▶ **Your objective**
Could you transcribe every record below exactly as written, leaving out any pictures?

▶ **Source data**
************
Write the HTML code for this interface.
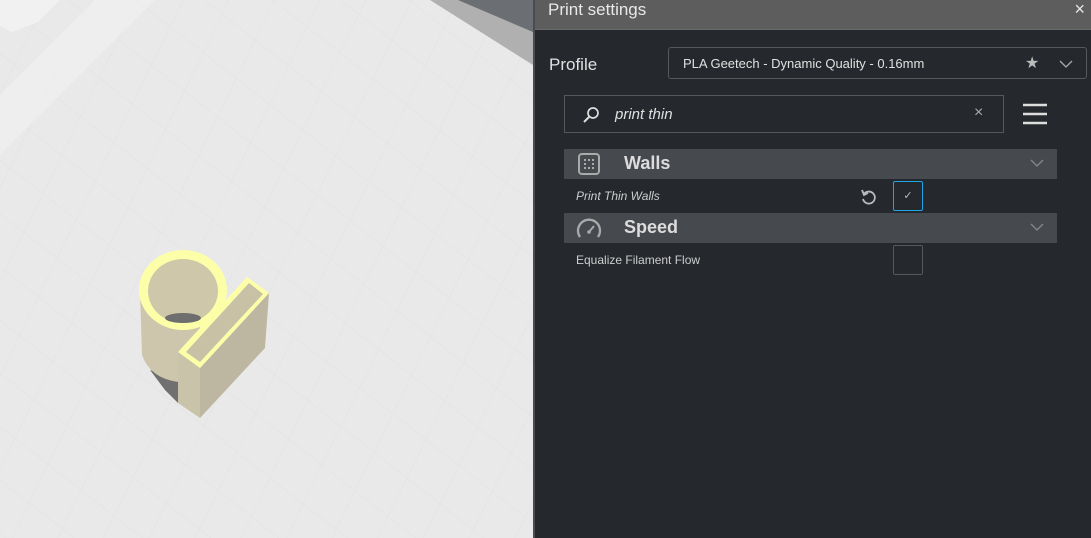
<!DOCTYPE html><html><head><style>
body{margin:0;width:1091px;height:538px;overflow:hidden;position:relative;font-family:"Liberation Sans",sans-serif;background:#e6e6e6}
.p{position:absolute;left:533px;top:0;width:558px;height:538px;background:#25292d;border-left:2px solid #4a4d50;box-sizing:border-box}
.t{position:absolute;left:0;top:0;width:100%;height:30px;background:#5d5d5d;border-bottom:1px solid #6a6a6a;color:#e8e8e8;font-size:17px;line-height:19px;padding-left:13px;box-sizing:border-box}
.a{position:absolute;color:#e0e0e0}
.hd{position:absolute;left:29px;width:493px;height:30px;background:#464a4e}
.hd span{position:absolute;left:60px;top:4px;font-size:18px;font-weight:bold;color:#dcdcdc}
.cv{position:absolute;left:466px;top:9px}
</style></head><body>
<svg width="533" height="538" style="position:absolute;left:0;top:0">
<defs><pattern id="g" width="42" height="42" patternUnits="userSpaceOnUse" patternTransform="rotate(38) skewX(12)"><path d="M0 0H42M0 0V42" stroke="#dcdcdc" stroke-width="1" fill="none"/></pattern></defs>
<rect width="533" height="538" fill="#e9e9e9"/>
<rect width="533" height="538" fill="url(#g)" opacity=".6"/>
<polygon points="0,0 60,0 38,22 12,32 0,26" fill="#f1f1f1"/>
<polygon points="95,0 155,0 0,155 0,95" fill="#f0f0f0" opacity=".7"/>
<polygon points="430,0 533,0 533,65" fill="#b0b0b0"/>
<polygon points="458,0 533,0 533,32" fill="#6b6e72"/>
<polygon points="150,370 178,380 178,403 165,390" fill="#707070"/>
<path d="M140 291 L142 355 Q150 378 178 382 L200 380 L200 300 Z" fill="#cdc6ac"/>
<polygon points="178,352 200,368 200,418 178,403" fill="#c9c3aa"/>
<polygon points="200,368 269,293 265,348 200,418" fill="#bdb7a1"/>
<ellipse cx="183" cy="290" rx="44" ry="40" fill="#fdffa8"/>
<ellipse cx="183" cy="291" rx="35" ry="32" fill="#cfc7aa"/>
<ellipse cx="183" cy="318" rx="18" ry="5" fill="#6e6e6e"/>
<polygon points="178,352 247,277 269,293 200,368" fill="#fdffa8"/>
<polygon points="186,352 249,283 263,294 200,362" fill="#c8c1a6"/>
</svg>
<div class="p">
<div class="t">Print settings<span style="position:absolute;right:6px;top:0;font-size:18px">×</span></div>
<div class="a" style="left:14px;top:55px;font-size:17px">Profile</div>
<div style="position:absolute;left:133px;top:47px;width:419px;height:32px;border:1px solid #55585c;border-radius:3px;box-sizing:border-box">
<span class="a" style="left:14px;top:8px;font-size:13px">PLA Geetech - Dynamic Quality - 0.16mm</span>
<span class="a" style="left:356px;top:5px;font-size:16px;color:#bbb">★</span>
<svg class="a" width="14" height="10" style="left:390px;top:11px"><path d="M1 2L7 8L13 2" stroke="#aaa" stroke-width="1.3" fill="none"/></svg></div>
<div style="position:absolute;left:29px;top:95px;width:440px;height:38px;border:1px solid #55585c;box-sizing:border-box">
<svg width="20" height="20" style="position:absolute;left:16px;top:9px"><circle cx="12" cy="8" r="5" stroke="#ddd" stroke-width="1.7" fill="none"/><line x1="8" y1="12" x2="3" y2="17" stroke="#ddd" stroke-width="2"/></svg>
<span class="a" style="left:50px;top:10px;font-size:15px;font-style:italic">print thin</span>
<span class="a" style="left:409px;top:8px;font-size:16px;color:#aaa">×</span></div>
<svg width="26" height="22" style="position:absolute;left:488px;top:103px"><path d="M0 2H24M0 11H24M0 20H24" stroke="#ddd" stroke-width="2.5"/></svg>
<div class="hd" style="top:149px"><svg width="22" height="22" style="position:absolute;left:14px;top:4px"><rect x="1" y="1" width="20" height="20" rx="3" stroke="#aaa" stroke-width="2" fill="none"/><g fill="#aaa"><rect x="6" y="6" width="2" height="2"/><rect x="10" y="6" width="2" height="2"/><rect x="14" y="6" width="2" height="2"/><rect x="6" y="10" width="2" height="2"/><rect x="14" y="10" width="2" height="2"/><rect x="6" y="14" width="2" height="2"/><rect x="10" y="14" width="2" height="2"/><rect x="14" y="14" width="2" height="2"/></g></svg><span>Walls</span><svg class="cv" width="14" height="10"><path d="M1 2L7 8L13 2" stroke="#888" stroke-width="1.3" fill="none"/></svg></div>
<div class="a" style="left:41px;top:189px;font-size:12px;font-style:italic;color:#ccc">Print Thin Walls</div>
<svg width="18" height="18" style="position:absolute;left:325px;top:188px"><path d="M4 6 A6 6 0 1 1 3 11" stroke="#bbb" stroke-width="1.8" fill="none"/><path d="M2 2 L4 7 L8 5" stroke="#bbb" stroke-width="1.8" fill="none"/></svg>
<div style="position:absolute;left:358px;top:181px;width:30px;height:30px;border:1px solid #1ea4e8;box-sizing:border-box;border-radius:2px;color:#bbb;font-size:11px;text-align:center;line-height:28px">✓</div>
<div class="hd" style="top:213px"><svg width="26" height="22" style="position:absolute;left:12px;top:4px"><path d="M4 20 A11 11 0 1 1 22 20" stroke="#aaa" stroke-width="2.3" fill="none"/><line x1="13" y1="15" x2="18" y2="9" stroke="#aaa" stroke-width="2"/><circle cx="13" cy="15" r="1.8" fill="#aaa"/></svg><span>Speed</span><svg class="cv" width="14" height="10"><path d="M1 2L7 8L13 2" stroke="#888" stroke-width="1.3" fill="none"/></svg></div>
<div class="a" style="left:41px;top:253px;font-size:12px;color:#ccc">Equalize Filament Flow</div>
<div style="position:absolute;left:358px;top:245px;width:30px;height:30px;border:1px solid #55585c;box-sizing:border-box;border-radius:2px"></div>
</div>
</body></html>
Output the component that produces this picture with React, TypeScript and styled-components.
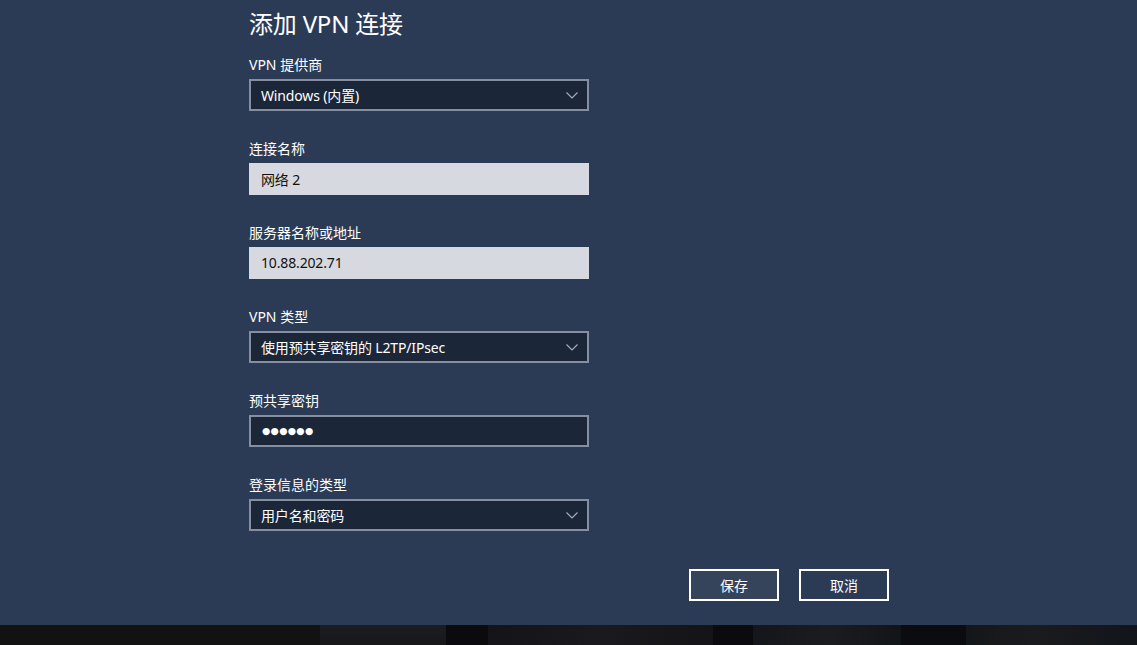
************
▶ **Complete response**
Write the HTML code for this interface.
<!DOCTYPE html><html><head><style>
body{margin:0;width:1091px;height:538px;overflow:hidden;position:relative;font-family:"Liberation Sans",sans-serif;background:#e6e6e6}
.p{position:absolute;left:533px;top:0;width:558px;height:538px;background:#25292d;border-left:2px solid #4a4d50;box-sizing:border-box}
.t{position:absolute;left:0;top:0;width:100%;height:30px;background:#5d5d5d;border-bottom:1px solid #6a6a6a;color:#e8e8e8;font-size:17px;line-height:19px;padding-left:13px;box-sizing:border-box}
.a{position:absolute;color:#e0e0e0}
.hd{position:absolute;left:29px;width:493px;height:30px;background:#464a4e}
.hd span{position:absolute;left:60px;top:4px;font-size:18px;font-weight:bold;color:#dcdcdc}
.cv{position:absolute;left:466px;top:9px}
</style></head><body>
<svg width="533" height="538" style="position:absolute;left:0;top:0">
<defs><pattern id="g" width="42" height="42" patternUnits="userSpaceOnUse" patternTransform="rotate(38) skewX(12)"><path d="M0 0H42M0 0V42" stroke="#dcdcdc" stroke-width="1" fill="none"/></pattern></defs>
<rect width="533" height="538" fill="#e9e9e9"/>
<rect width="533" height="538" fill="url(#g)" opacity=".6"/>
<polygon points="0,0 60,0 38,22 12,32 0,26" fill="#f1f1f1"/>
<polygon points="95,0 155,0 0,155 0,95" fill="#f0f0f0" opacity=".7"/>
<polygon points="430,0 533,0 533,65" fill="#b0b0b0"/>
<polygon points="458,0 533,0 533,32" fill="#6b6e72"/>
<polygon points="150,370 178,380 178,403 165,390" fill="#707070"/>
<path d="M140 291 L142 355 Q150 378 178 382 L200 380 L200 300 Z" fill="#cdc6ac"/>
<polygon points="178,352 200,368 200,418 178,403" fill="#c9c3aa"/>
<polygon points="200,368 269,293 265,348 200,418" fill="#bdb7a1"/>
<ellipse cx="183" cy="290" rx="44" ry="40" fill="#fdffa8"/>
<ellipse cx="183" cy="291" rx="35" ry="32" fill="#cfc7aa"/>
<ellipse cx="183" cy="318" rx="18" ry="5" fill="#6e6e6e"/>
<polygon points="178,352 247,277 269,293 200,368" fill="#fdffa8"/>
<polygon points="186,352 249,283 263,294 200,362" fill="#c8c1a6"/>
</svg>
<div class="p">
<div class="t">Print settings<span style="position:absolute;right:6px;top:0;font-size:18px">×</span></div>
<div class="a" style="left:14px;top:55px;font-size:17px">Profile</div>
<div style="position:absolute;left:133px;top:47px;width:419px;height:32px;border:1px solid #55585c;border-radius:3px;box-sizing:border-box">
<span class="a" style="left:14px;top:8px;font-size:13px">PLA Geetech - Dynamic Quality - 0.16mm</span>
<span class="a" style="left:356px;top:5px;font-size:16px;color:#bbb">★</span>
<svg class="a" width="14" height="10" style="left:390px;top:11px"><path d="M1 2L7 8L13 2" stroke="#aaa" stroke-width="1.3" fill="none"/></svg></div>
<div style="position:absolute;left:29px;top:95px;width:440px;height:38px;border:1px solid #55585c;box-sizing:border-box">
<svg width="20" height="20" style="position:absolute;left:16px;top:9px"><circle cx="12" cy="8" r="5" stroke="#ddd" stroke-width="1.7" fill="none"/><line x1="8" y1="12" x2="3" y2="17" stroke="#ddd" stroke-width="2"/></svg>
<span class="a" style="left:50px;top:10px;font-size:15px;font-style:italic">print thin</span>
<span class="a" style="left:409px;top:8px;font-size:16px;color:#aaa">×</span></div>
<svg width="26" height="22" style="position:absolute;left:488px;top:103px"><path d="M0 2H24M0 11H24M0 20H24" stroke="#ddd" stroke-width="2.5"/></svg>
<div class="hd" style="top:149px"><svg width="22" height="22" style="position:absolute;left:14px;top:4px"><rect x="1" y="1" width="20" height="20" rx="3" stroke="#aaa" stroke-width="2" fill="none"/><g fill="#aaa"><rect x="6" y="6" width="2" height="2"/><rect x="10" y="6" width="2" height="2"/><rect x="14" y="6" width="2" height="2"/><rect x="6" y="10" width="2" height="2"/><rect x="14" y="10" width="2" height="2"/><rect x="6" y="14" width="2" height="2"/><rect x="10" y="14" width="2" height="2"/><rect x="14" y="14" width="2" height="2"/></g></svg><span>Walls</span><svg class="cv" width="14" height="10"><path d="M1 2L7 8L13 2" stroke="#888" stroke-width="1.3" fill="none"/></svg></div>
<div class="a" style="left:41px;top:189px;font-size:12px;font-style:italic;color:#ccc">Print Thin Walls</div>
<svg width="18" height="18" style="position:absolute;left:325px;top:188px"><path d="M4 6 A6 6 0 1 1 3 11" stroke="#bbb" stroke-width="1.8" fill="none"/><path d="M2 2 L4 7 L8 5" stroke="#bbb" stroke-width="1.8" fill="none"/></svg>
<div style="position:absolute;left:358px;top:181px;width:30px;height:30px;border:1px solid #1ea4e8;box-sizing:border-box;border-radius:2px;color:#bbb;font-size:11px;text-align:center;line-height:28px">✓</div>
<div class="hd" style="top:213px"><svg width="26" height="22" style="position:absolute;left:12px;top:4px"><path d="M4 20 A11 11 0 1 1 22 20" stroke="#aaa" stroke-width="2.3" fill="none"/><line x1="13" y1="15" x2="18" y2="9" stroke="#aaa" stroke-width="2"/><circle cx="13" cy="15" r="1.8" fill="#aaa"/></svg><span>Speed</span><svg class="cv" width="14" height="10"><path d="M1 2L7 8L13 2" stroke="#888" stroke-width="1.3" fill="none"/></svg></div>
<div class="a" style="left:41px;top:253px;font-size:12px;color:#ccc">Equalize Filament Flow</div>
<div style="position:absolute;left:358px;top:245px;width:30px;height:30px;border:1px solid #55585c;box-sizing:border-box;border-radius:2px"></div>
</div>
</body></html>
Output the component that produces this picture with React, TypeScript and styled-components.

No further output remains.